The development of the PV60 had started in 1939 and the car was introduced to the public alongside the smaller PV444 in September 1944. It was originally intended to be introduced in 1940, but it was delayed by the war. The large car was powered by a 3670 cc inline 6 that produced 90 hp. It was attached to a column-shifted three-speed manual transmission. The vehicle had a wheelbase of 2850 mm and a length of 4725 mm.

While the sales brochure described it as "en linjeren vagn i europeisk stil" (a clean line coach in European style), it bore a strong resemblance to a 1939 Pontiac, with the front being almost impossible to tell from the original.

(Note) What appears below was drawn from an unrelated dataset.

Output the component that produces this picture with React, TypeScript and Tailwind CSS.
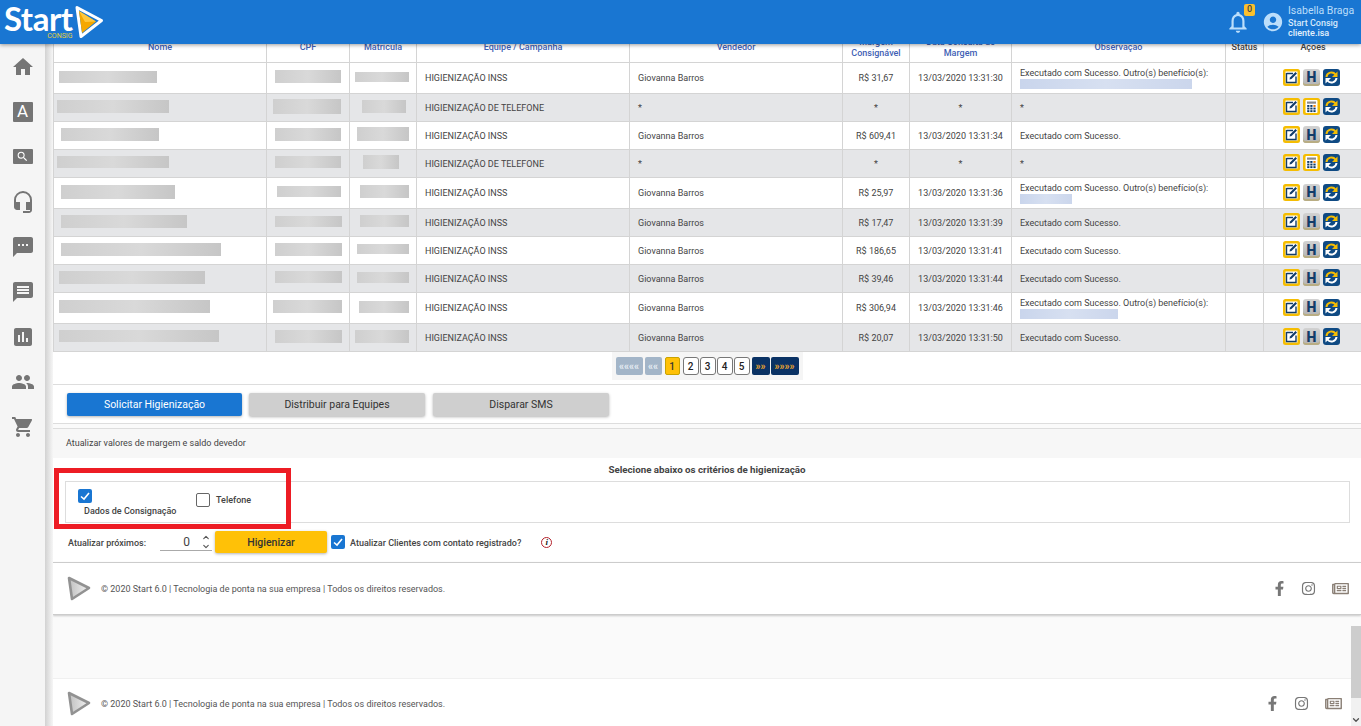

However, the Volvo was 10 cm shorter than the smallest Pontiac.

Production did not start until December 1946, and the majority of the cars were built in 1949 and 1950. In total, there were 3506 PV60s produced, about 500 of which were built into trucks or vans as PV 61.

The smaller PV444 was more suited for the post-war economy and production of the PV60 halted in 1950. From that point on, the largest model in Volvo's range and the one most similar in size to the PV 60 was the Volvo PV800 Series taxi, which in 1950 would see a version intended for personal use, the Disponent, started being built. It would take almost two decades until Volvo introduced another upmarket six-cylinder car, the 164.